DIRECTIONS: In the records below, find each line with the word "Clone" and copy it.

DATASET ROWS:
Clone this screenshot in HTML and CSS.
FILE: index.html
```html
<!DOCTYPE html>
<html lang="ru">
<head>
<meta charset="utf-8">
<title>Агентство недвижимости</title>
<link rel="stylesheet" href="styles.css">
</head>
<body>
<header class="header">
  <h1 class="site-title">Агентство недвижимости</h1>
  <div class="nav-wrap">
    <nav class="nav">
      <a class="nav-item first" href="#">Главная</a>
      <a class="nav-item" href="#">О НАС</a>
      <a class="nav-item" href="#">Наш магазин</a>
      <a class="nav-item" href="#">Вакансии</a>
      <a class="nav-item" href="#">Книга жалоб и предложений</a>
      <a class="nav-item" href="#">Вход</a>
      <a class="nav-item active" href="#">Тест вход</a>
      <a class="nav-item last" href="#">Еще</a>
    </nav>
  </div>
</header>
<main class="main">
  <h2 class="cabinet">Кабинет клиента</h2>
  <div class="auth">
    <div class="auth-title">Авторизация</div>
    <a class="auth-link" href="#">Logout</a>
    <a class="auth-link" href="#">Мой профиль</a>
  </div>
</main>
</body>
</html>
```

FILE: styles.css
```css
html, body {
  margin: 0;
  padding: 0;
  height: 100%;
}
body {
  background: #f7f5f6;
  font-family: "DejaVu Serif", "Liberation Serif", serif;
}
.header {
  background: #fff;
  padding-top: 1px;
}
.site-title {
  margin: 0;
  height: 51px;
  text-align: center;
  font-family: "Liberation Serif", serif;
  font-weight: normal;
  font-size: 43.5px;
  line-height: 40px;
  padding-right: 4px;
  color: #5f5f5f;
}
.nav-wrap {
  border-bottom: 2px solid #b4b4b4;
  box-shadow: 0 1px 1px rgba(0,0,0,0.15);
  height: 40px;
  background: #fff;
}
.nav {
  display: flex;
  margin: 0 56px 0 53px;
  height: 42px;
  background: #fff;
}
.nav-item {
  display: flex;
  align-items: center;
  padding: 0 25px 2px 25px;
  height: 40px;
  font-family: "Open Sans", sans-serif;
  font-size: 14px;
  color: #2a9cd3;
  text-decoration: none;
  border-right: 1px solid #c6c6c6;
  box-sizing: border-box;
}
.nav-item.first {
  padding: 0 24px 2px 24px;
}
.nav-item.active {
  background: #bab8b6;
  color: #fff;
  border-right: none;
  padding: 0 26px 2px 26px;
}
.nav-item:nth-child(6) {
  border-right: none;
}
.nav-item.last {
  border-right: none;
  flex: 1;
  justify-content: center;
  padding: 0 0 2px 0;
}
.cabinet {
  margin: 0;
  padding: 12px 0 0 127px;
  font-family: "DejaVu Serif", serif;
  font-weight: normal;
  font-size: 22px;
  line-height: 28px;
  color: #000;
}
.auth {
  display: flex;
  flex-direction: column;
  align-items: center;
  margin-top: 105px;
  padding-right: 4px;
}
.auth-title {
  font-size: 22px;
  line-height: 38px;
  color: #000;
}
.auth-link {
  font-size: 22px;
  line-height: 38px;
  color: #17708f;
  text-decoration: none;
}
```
==
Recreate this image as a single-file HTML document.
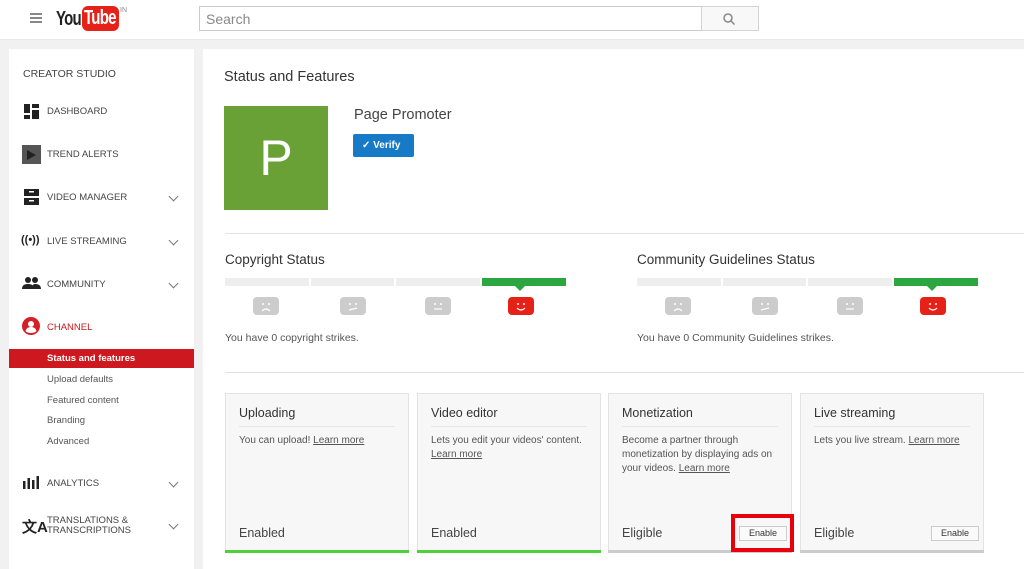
* * *
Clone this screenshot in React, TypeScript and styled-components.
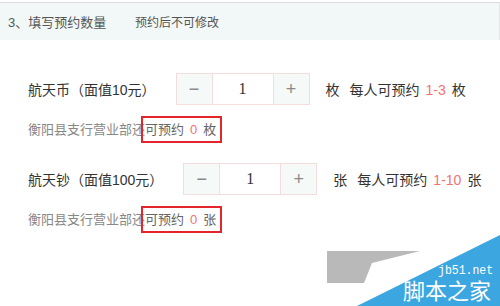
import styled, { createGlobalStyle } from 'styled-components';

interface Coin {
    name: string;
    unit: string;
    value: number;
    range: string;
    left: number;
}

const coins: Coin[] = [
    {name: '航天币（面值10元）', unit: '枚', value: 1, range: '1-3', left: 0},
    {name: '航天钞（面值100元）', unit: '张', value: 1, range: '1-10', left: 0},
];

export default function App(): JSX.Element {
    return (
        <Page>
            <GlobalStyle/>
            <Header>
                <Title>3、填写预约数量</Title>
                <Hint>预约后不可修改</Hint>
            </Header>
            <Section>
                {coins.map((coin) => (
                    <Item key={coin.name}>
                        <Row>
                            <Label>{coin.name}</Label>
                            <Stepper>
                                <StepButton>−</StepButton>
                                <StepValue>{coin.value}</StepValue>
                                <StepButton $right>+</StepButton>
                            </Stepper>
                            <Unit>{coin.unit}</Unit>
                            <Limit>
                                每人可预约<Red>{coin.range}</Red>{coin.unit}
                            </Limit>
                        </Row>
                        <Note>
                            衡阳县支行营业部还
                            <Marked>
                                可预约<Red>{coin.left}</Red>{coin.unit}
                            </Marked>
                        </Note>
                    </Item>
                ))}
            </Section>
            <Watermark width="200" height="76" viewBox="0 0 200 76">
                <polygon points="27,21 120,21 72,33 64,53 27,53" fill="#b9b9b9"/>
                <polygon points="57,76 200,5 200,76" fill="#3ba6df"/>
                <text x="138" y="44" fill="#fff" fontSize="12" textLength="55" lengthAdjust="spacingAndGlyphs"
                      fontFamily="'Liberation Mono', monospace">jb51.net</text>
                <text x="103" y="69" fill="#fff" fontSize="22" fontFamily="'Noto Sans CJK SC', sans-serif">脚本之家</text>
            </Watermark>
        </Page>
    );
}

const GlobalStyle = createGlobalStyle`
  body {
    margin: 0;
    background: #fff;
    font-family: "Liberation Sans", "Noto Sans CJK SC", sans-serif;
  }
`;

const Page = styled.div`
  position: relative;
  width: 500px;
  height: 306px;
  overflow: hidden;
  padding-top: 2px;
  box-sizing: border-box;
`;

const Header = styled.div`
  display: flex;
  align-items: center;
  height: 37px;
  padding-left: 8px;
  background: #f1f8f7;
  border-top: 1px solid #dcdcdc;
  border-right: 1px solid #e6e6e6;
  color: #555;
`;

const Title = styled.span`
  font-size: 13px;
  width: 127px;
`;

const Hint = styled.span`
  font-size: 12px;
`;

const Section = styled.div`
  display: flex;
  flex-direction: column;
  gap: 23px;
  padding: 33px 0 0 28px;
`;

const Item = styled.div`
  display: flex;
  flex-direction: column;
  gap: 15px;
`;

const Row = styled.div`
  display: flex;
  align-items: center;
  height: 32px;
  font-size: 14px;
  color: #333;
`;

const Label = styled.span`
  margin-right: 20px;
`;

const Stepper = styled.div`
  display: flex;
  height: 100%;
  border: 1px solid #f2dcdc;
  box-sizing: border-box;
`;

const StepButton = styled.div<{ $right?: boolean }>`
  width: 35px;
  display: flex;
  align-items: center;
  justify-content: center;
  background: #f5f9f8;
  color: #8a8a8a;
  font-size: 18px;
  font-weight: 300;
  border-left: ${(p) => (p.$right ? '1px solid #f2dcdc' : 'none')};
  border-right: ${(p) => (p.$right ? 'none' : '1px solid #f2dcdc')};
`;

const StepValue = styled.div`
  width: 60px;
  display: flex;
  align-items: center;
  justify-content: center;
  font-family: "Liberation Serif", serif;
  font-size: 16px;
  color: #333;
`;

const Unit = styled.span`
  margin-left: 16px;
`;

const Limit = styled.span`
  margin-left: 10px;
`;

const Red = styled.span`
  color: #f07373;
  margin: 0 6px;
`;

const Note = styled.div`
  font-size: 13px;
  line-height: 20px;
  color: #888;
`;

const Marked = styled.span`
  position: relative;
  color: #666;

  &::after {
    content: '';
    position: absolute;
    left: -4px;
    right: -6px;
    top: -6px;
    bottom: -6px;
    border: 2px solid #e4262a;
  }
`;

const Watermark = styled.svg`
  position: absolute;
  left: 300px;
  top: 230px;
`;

SOLUTION BELOW:
Clone this screenshot in HTML and CSS.
Clone this screenshot in React, TypeScript and styled-components.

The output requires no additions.